Task to carry out = Tally the lines of the listing that contain the word "components", then give the total and nothing else.

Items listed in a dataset
┄┄┄┄┄┄┄┄┄┄┄┄┄┄┄┄┄┄┄┄

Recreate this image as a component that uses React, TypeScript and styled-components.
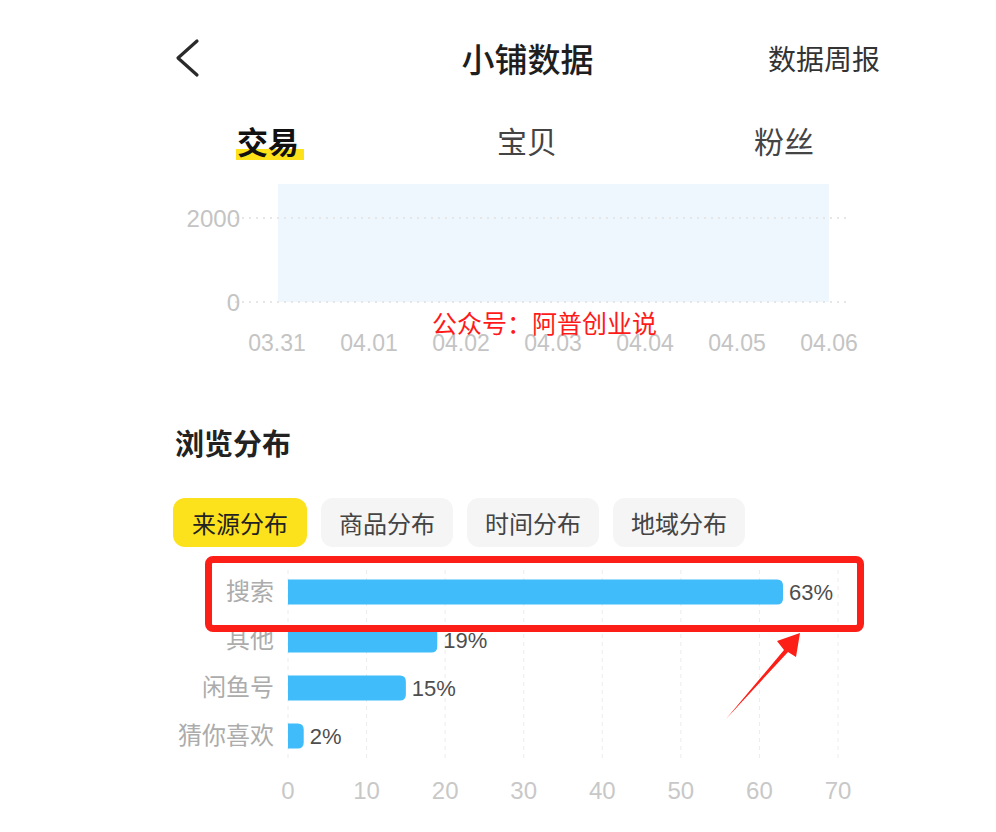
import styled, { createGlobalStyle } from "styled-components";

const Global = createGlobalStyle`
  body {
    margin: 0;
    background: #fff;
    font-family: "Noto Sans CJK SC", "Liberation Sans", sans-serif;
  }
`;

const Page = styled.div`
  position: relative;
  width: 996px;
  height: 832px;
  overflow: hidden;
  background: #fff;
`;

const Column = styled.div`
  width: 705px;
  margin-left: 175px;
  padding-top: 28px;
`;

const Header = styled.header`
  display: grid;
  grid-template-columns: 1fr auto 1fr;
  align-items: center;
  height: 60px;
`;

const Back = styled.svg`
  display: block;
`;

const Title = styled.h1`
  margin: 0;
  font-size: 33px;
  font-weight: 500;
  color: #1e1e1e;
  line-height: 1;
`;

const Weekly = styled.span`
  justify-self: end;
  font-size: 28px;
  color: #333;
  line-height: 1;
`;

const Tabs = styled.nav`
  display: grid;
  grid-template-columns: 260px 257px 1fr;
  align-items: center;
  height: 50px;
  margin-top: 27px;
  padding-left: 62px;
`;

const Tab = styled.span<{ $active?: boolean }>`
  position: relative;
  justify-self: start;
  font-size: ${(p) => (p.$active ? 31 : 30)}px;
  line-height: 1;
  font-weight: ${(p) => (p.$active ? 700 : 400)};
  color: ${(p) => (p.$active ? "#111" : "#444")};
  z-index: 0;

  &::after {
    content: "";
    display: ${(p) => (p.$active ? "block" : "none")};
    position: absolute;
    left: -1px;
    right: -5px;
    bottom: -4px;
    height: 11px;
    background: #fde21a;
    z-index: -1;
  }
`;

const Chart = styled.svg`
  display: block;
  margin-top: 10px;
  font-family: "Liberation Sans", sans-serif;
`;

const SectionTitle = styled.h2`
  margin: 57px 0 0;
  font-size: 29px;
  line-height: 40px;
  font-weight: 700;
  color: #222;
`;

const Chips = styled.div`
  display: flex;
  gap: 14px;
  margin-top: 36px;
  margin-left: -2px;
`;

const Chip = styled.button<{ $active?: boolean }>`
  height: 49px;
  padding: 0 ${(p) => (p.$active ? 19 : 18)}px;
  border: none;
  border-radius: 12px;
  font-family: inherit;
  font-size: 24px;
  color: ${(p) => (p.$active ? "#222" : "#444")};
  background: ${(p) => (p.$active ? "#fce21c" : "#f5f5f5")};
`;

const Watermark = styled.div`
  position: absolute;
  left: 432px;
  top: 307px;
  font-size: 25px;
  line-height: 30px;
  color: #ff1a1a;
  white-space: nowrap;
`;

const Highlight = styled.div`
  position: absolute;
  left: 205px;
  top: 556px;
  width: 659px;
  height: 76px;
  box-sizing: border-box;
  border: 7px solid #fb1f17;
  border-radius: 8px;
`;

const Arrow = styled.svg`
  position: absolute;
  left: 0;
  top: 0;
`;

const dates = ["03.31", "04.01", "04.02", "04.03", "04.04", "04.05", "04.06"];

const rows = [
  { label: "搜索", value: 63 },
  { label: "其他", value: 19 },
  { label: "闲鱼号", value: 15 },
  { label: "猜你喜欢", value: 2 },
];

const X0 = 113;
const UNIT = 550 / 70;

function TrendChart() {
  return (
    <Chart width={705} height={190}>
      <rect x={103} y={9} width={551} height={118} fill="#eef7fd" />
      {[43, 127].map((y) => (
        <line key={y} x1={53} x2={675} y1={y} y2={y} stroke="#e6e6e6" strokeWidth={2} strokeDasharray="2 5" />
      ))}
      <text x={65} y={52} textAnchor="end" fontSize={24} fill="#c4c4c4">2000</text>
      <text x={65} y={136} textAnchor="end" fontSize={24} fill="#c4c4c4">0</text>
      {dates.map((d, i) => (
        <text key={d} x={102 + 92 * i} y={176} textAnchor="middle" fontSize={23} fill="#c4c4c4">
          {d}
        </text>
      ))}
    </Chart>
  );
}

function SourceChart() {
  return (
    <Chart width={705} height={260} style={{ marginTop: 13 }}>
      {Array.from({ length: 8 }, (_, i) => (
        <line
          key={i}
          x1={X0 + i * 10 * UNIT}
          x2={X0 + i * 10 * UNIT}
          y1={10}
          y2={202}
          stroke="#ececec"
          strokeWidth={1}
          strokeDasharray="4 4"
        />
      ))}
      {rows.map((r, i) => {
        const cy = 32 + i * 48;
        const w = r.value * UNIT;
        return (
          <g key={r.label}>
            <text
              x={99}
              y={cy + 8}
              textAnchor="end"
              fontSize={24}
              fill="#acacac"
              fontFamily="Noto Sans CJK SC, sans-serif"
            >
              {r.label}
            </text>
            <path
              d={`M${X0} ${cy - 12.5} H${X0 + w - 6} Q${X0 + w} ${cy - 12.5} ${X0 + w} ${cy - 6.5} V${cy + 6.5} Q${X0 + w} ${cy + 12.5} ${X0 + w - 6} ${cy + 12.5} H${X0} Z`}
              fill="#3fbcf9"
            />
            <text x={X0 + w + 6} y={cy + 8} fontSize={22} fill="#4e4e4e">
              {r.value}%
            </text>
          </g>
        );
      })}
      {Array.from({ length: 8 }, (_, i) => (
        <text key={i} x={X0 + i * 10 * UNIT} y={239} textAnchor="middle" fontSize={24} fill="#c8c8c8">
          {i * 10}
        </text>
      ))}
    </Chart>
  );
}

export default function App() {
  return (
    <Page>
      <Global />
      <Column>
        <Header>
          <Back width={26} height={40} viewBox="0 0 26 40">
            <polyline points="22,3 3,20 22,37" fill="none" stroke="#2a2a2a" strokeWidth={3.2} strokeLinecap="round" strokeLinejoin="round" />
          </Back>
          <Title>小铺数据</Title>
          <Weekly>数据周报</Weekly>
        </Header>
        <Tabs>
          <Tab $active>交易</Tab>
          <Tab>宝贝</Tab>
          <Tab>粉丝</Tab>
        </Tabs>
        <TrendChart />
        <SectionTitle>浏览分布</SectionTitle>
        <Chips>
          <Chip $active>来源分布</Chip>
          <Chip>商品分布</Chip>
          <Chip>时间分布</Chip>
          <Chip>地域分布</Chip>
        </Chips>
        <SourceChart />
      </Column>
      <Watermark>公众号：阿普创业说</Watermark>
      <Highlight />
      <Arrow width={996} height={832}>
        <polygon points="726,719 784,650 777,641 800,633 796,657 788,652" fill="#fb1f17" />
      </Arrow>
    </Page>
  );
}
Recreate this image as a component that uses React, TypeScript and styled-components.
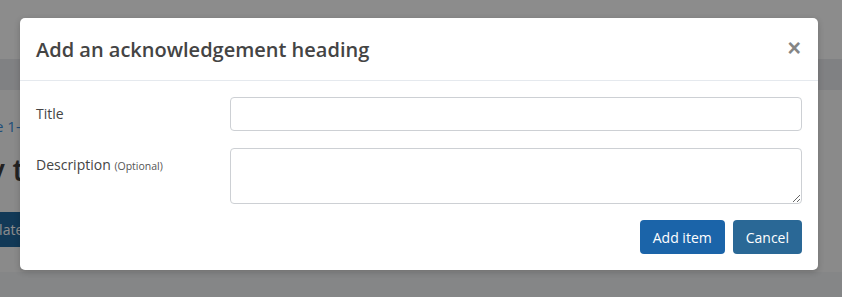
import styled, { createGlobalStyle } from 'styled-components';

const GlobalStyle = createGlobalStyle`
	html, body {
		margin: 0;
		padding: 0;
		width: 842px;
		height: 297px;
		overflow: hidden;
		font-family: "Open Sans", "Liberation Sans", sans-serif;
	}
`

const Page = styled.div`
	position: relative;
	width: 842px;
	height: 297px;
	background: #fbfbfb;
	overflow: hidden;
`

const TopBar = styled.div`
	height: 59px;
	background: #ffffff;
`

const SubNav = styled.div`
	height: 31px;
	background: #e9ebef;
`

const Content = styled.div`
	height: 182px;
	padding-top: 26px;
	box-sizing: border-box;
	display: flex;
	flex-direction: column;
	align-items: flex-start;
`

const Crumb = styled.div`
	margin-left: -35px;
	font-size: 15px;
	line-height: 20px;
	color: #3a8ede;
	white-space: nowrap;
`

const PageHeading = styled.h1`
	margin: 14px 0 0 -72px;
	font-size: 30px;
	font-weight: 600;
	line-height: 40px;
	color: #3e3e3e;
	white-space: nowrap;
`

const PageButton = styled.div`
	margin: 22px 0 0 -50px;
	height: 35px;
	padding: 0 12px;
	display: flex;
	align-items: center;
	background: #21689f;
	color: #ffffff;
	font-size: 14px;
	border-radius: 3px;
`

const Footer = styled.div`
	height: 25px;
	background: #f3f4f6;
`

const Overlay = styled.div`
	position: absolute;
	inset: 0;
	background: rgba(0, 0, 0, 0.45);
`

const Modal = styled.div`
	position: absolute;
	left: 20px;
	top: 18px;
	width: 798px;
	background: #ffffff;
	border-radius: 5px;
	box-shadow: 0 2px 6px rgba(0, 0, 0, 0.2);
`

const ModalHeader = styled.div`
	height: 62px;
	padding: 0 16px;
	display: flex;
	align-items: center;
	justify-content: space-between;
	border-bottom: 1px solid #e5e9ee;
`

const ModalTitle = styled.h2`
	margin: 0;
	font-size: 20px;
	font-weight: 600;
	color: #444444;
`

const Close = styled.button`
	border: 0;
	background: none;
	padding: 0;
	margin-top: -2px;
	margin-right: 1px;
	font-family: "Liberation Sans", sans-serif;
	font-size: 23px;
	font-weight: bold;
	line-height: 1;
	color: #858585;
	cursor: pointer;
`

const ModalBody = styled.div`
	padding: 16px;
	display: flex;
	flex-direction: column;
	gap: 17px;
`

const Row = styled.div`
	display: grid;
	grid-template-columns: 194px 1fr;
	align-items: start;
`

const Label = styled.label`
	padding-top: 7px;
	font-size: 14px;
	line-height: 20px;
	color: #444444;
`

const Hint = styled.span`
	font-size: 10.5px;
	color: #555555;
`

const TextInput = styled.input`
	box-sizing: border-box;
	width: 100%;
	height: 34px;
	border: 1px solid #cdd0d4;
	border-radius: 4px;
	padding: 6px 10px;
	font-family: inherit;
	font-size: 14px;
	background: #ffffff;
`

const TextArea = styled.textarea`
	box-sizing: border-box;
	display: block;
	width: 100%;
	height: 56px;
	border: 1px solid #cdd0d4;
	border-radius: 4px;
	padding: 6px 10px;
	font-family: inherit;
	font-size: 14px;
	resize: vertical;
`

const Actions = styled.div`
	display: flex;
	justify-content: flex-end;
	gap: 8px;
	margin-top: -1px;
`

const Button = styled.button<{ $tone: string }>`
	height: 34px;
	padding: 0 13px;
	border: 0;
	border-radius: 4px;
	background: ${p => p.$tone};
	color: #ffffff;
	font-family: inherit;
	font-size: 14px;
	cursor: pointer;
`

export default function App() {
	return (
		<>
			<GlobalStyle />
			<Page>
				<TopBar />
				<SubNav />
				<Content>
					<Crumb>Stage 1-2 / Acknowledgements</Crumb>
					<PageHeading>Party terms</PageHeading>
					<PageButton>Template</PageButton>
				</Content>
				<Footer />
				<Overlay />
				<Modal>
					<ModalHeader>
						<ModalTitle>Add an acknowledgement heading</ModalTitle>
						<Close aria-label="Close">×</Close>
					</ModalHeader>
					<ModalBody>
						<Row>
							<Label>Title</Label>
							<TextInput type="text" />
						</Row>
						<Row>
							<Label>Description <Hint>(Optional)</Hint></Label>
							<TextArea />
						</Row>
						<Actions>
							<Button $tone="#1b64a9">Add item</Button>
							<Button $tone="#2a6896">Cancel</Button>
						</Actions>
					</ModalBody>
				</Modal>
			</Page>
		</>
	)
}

┄┄┄┄┄┄┄┄┄┄┄┄┄┄┄┄┄┄┄┄

Answer below = 4